How to be Bilingual – Episode 26 of The Thoughtful Travel Podcast

I’m sure I’m not the only traveller who has sometimes wished they could transplant a microchip into their brain and suddenly be able to fluently speak another language. Instead, I’ve spent most of my life slogging away at learning German, as well as having a go at Spanish, Mandarin, Japanese and Slovak too.

This episode’s guests all have different perspectives on how they (and you) have become bilingual by travelling and living in other countries. It’s fascinating to hear about the differences between learning a language as a child and as an adult, and heartening to hear of people who’ve learnt a new language as an adult but been able to become fluent in it just the same. It’s still a lot of hard work, I think, but it’s a very satisfying skill to acquire!

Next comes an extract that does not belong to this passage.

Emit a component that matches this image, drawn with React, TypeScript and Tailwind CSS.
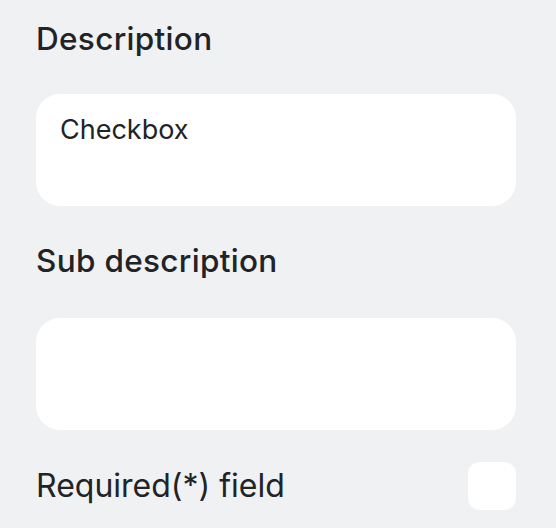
export default function App() {
  return (
    <div className="min-h-screen w-full bg-[#f0f1f3] font-['Inter',sans-serif] text-[#222326]">
      <div className="flex flex-col pl-[36px] pr-[40px] pt-[20px]">
        <h2 className="text-[31.5px] leading-[38px] font-medium tracking-[0.01em]">Description</h2>
        <div className="mt-[36px] h-[112px] rounded-[24px] bg-white px-[24px] pt-[20px] text-[27px] leading-[32px]">
          Checkbox
        </div>
        <h2 className="mt-[36px] text-[31.5px] leading-[38px] font-medium tracking-[0.01em]">Sub description</h2>
        <div className="mt-[38px] h-[112px] rounded-[24px] bg-white" />
        <div className="mt-[32px] flex h-[48px] items-center justify-between">
          <span className="text-[32px] leading-[48px]">Required(*) field</span>
          <div className="h-[48px] w-[48px] rounded-[12px] bg-white" />
        </div>
      </div>
    </div>
  );
}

Show notes: Episode 26 of The Thoughtful Travel Podcast

How to be Bilingual

Encountering foreign languages when we travel is both a challenge and a joy – and some of us dream not only of learning a few phrases when we travel but becoming bilingual.

It’s definitely not easy to be bilingual but the guests in this episode of The Thoughtful Travel Podcast show that it’s not impossible, either. I start off chatting with Leyla of Women on the Road, one of those amazing people who can speak a multitude of languages, and treats coming across a new language as meeting a new friend.

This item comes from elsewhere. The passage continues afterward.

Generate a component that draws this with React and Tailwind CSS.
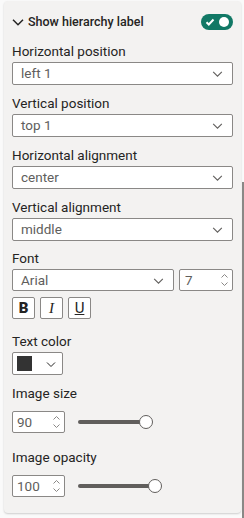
import React, { useState } from 'react';

const Chevron = ({ className = '', width = 1, d = 'M2 4.5l4 4 4-4' }) => (
  <svg viewBox="0 0 12 12" className={className} fill="none" stroke="currentColor" strokeWidth={width}>
    <path d={d} />
  </svg>
);

const Spin = () => (
  <svg viewBox="0 0 8 18" className="w-[9px] h-[18px] text-[#8a8886]" fill="none" stroke="currentColor" strokeWidth="1">
    <path d="M1 6.5l3-3 3 3" />
    <path d="M1 11.5l3 3 3-3" />
  </svg>
);

const Dropdown = ({ value }) => (
  <div className="h-[23px] mt-[3px] bg-white border border-[#8a8886] rounded-[2px] flex items-center justify-between pl-[8px] pr-[8px] text-[#605e5c]">
    <span>{value}</span>
    <Chevron className="w-[13px] h-[13px] text-[#605e5c]" />
  </div>
);

const Label = ({ children, className = '' }) => (
  <div className={`text-[#252423] leading-[16px] ${className}`}>{children}</div>
);

const NumberBox = ({ value }) => (
  <div className="w-[53px] h-[22px] bg-white border border-[#8a8886] rounded-[2px] flex items-center justify-between pl-[4px] pr-[3px] text-[#605e5c]">
    <span>{value}</span>
    <Spin />
  </div>
);

const Slider = ({ width }) => (
  <div className="relative ml-[13px] h-[14px] w-[90px] flex items-center">
    <div className="h-[4px] rounded-full bg-[#605e5c]" style={{ width }} />
    <div
      className="absolute top-0 w-[14px] h-[14px] rounded-full bg-white border-[1.5px] border-[#605e5c]"
      style={{ left: width - 7 }}
    />
  </div>
);

export default function App() {
  const [on] = useState(true);
  return (
    <div
      className="relative w-[244px] h-[518px] bg-[#fafafa] overflow-hidden text-[13.5px]"
      style={{ fontFamily: 'Roboto, "Noto Sans", sans-serif' }}
    >
      <div className="absolute right-0 top-[182px] bottom-0 w-[2px] bg-[#8a8886]" />
      <div className="ml-[4px] mt-[1px] w-[237px] h-[512px] bg-[#f3f2f1] rounded-[4px] shadow-[0_1px_2px_rgba(0,0,0,0.18)] pl-[8px] pr-[8px]">
        <div className="h-[42px] flex items-center justify-between">
          <div className="flex items-center gap-[4px]">
            <Chevron
              className="w-[12px] h-[12px] text-[#252423]"
              width={1.5}
              d="M1 3.8l5 5 5-5"
            />
            <span className="font-medium text-[#252423] text-[12.5px]">Show hierarchy label</span>
          </div>
          <div className="w-[32px] h-[16px] rounded-full bg-[#117865] flex items-center justify-between px-[4px]">
            {on && (
              <svg viewBox="0 0 10 10" className="w-[10px] h-[10px]" fill="none" stroke="white" strokeWidth="2">
                <path d="M1.5 5.2l2.3 2.3 4.7-5" />
              </svg>
            )}
            <div className="w-[10px] h-[10px] rounded-full bg-white" />
          </div>
        </div>

        <Label>Horizontal position</Label>
        <Dropdown value="left 1" />
        <Label className="mt-[10px]">Vertical position</Label>
        <Dropdown value="top 1" />
        <Label className="mt-[10px]">Horizontal alignment</Label>
        <Dropdown value="center" />
        <Label className="mt-[10px]">Vertical alignment</Label>
        <Dropdown value="middle" />

        <Label className="mt-[9px]">Font</Label>
        <div className="flex gap-[5px] mt-[3px]">
          <div className="w-[162px] h-[22px] bg-white border border-[#8a8886] rounded-[2px] flex items-center justify-between pl-[8px] pr-[8px] text-[#605e5c]">
            <span>Arial</span>
            <Chevron className="w-[13px] h-[13px]" />
          </div>
          <div className="flex-1 h-[22px] bg-white border border-[#8a8886] rounded-[2px] flex items-center justify-between pl-[5px] pr-[3px] text-[#605e5c]">
            <span>7</span>
            <Spin />
          </div>
        </div>
        <div className="flex gap-[5px] mt-[6px]">
          <div className="w-[23px] h-[22px] bg-white border border-[#8a8886] rounded-[2px] flex items-center justify-center font-black text-[15px] text-[#252423]">B</div>
          <div className="w-[23px] h-[22px] bg-white border border-[#8a8886] rounded-[2px] flex items-center justify-center italic text-[15px] text-[#252423]" style={{ fontFamily: '"Liberation Serif", serif' }}>I</div>
          <div className="w-[23px] h-[22px] bg-white border border-[#8a8886] rounded-[2px] flex items-center justify-center underline text-[15px] text-[#252423]">U</div>
        </div>

        <Label className="mt-[14px]">Text color</Label>
        <div className="mt-[3px] w-[51px] h-[23px] bg-white border border-[#8a8886] rounded-[2px] flex items-center justify-between pl-[4px] pr-[5px]">
          <div className="w-[15px] h-[15px] bg-[#333333]" />
          <Chevron className="w-[12px] h-[12px] text-[#252423]" />
        </div>

        <Label className="mt-[10px]">Image size</Label>
        <div className="flex items-center mt-[10px]">
          <NumberBox value="90" />
          <Slider width={68} />
        </div>

        <Label className="mt-[16px]">Image opacity</Label>
        <div className="flex items-center mt-[10px]">
          <NumberBox value="100" />
          <Slider width={77} />
        </div>
      </div>
    </div>
  );
}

If you’re considering raising your kids bilingually, then my next guest, Adam Beck of Bilingual Monkeys, is the man to listen to. He’s got a wealth of information about it and shares a few ways he’s helped his children grow up speaking, reading and writing English nearly as well as their more-native Japanese.

Finally, Martin Bailey shares his journey to bilingualism which didn’t begin until adulthood when he moved to Japan to work in a lace-making factory.

Links:

How to be bilingual - Episode 26 of The Thoughtful Travel Podcast

Comments

  1. One of my favourite episodes so far!!!!!! And yes, I’m totally biased as language / linguistics is my background but I really enjoyed Adam discuss active bilingualism and the challenges of bringing up your children bilingually.

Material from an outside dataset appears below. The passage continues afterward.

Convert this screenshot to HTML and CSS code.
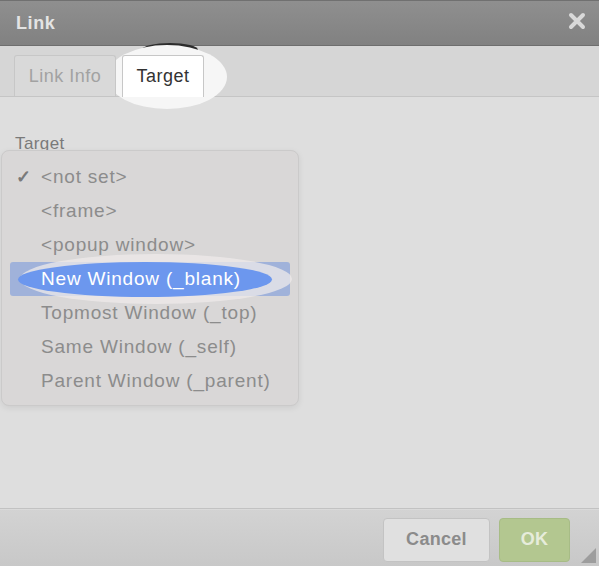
FILE: index.html
```html
<!DOCTYPE html>
<html lang="en">
<head>
    <meta charset="UTF-8">
    <title>Link</title>
    <link rel="stylesheet" href="styles.css">
</head>
<body>
    <div class="dialog">
        <div class="titlebar">
            <h1>Link</h1>
            <svg class="close" width="18" height="18" viewBox="0 0 18 18">
                <path d="M3 3 L15 15 M15 3 L3 15" stroke="#d9d9d9" stroke-width="4" stroke-linecap="round"/>
            </svg>
        </div>
        <div class="tabs">
            <div class="tab">Link Info</div>
            <div class="tab active">Target</div>
            <div class="tab-shadow"></div>
            <div class="tab-spot"></div>
        </div>
        <div class="content">
            <label class="field-label">Target</label>
            <ul class="menu">
                <li><span class="check">&#10003;</span>&lt;not set&gt;</li>
                <li>&lt;frame&gt;</li>
                <li>&lt;popup window&gt;</li>
                <li class="selected"><span class="spot"></span><span class="spot-inner"></span><span class="text">New Window (_blank)</span></li>
                <li>Topmost Window (_top)</li>
                <li>Same Window (_self)</li>
                <li>Parent Window (_parent)</li>
            </ul>
        </div>
        <div class="footer">
            <button class="btn cancel">Cancel</button>
            <button class="btn ok">OK</button>
            <span class="resize"></span>
        </div>
    </div>
</body>
</html>
```

FILE: styles.css
```css
* {
    margin: 0;
    padding: 0;
    box-sizing: border-box;
}

body {
    font-family: "Liberation Sans", Arial, sans-serif;
    width: 599px;
    height: 566px;
    overflow: hidden;
    background: #dedede;
}

.dialog {
    display: flex;
    flex-direction: column;
    height: 566px;
    position: relative;
}

.titlebar {
    height: 46px;
    display: flex;
    align-items: center;
    justify-content: space-between;
    padding: 0 13px 0 16px;
    background: linear-gradient(#8f8f8f, #818181);
    border-top: 1px solid #707070;
    border-bottom: 1px solid #6e6e6e;
}

.titlebar h1 {
    font-size: 18px;
    font-weight: bold;
    letter-spacing: 0.6px;
    color: #e4e4e4;
}

.close {
    margin-top: -5px;
}

.tabs {
    height: 51px;
    display: flex;
    align-items: flex-end;
    gap: 6px;
    padding-left: 14px;
    background: #d6d6d6;
    border-bottom: 1px solid #c5c5c5;
    position: relative;
}

.tab {
    width: 102px;
    height: 41px;
    display: flex;
    align-items: center;
    justify-content: center;
    font-size: 18px;
    letter-spacing: 0.5px;
    color: #a2a2a2;
    background: #d9d9d9;
    border: 1px solid #c7c7c7;
    border-bottom: none;
    border-radius: 3px 3px 0 0;
    position: relative;
    z-index: 3;
}

.tab.active {
    width: 82px;
    color: #333;
    background: #fff;
    height: 42px;
    margin-bottom: -1px;
}

.tab-shadow {
    position: absolute;
    left: 142px;
    top: -3px;
    width: 56px;
    height: 14px;
    border-radius: 50%;
    background: #2c2c2c;
    z-index: 1;
}

.tab-spot {
    position: absolute;
    left: 107px;
    top: -1px;
    width: 120px;
    height: 64px;
    border-radius: 50%;
    background: #f6f6f6;
    z-index: 2;
}

.content {
    flex: 1;
    position: relative;
    background: #dedede;
}

.field-label {
    display: block;
    margin: 37px 0 0 15px;
    font-size: 17px;
    letter-spacing: 0.4px;
    color: #7a7a7a;
}

.menu {
    position: absolute;
    left: 1px;
    top: 53px;
    width: 298px;
    height: 256px;
    list-style: none;
    padding-top: 9px;
    background: #d9d7d7;
    border: 1px solid #cbcaca;
    border-radius: 8px;
    box-shadow: 0 2px 6px rgba(0, 0, 0, 0.08);
}

.menu li {
    height: 34px;
    line-height: 34px;
    padding-left: 39px;
    font-size: 19px;
    letter-spacing: 0.8px;
    color: #8c8c8c;
    position: relative;
}

.check {
    position: absolute;
    left: 14px;
    font-size: 18px;
    font-weight: bold;
    color: #7a7a7a;
}

.menu li.selected {
    margin: 0 8px;
    padding-left: 31px;
    background: #a0b2da;
    border-radius: 3px;
    color: #fff;
}

.spot {
    position: absolute;
    left: 10px;
    top: -8px;
    width: 272px;
    height: 50px;
    border-radius: 50%;
    background: rgba(238, 233, 233, 0.75);
}

.spot-inner {
    position: absolute;
    left: 8px;
    top: 0;
    width: 254px;
    height: 35px;
    border-radius: 50%;
    background: #6c97ee;
}

.selected .text {
    position: relative;
}

.footer {
    height: 58px;
    display: flex;
    align-items: center;
    justify-content: flex-end;
    gap: 9px;
    padding: 0 29px 0 0;
    background: linear-gradient(#d3d3d3, #c8c8c8);
    border-top: 1px solid #c2c2c2;
    box-shadow: inset 0 1px 0 #dadada;
    position: relative;
}

.btn {
    height: 44px;
    margin-top: 4px;
    font-family: "Liberation Sans", Arial, sans-serif;
    font-size: 18px;
    font-weight: bold;
    letter-spacing: 0.3px;
    border-radius: 4px;
}

.cancel {
    width: 107px;
    color: #8b8b8b;
    background: #e0e0e0;
    border: 1px solid #c3c3c3;
}

.ok {
    width: 71px;
    color: #e6ecdb;
    background: #b3c790;
    border: 1px solid #a7bc86;
}

.resize {
    position: absolute;
    right: 3px;
    bottom: 3px;
    width: 0;
    height: 0;
    border-left: 15px solid transparent;
    border-bottom: 15px solid #9d9d9d;
}
```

    And Martin, oh my goodness!!!!! There are some rare cases reported in the literature around bilingualism and language acquisition but to acquire a language like he has at that age, it’s nothing short of amazing.

    There’s a seminal article on “what good language learners do” and go over to see what applies to these incredible language learners.

    • Thanks Kati – yes fair enough that you’re biased but yes, Martin is amazing isn’t he? Having spent a couple of years learning Japanese in Japan myself, I was so incredibly impressed with how fast he mastered it. (And he was such a lovely guy to chat to, too.)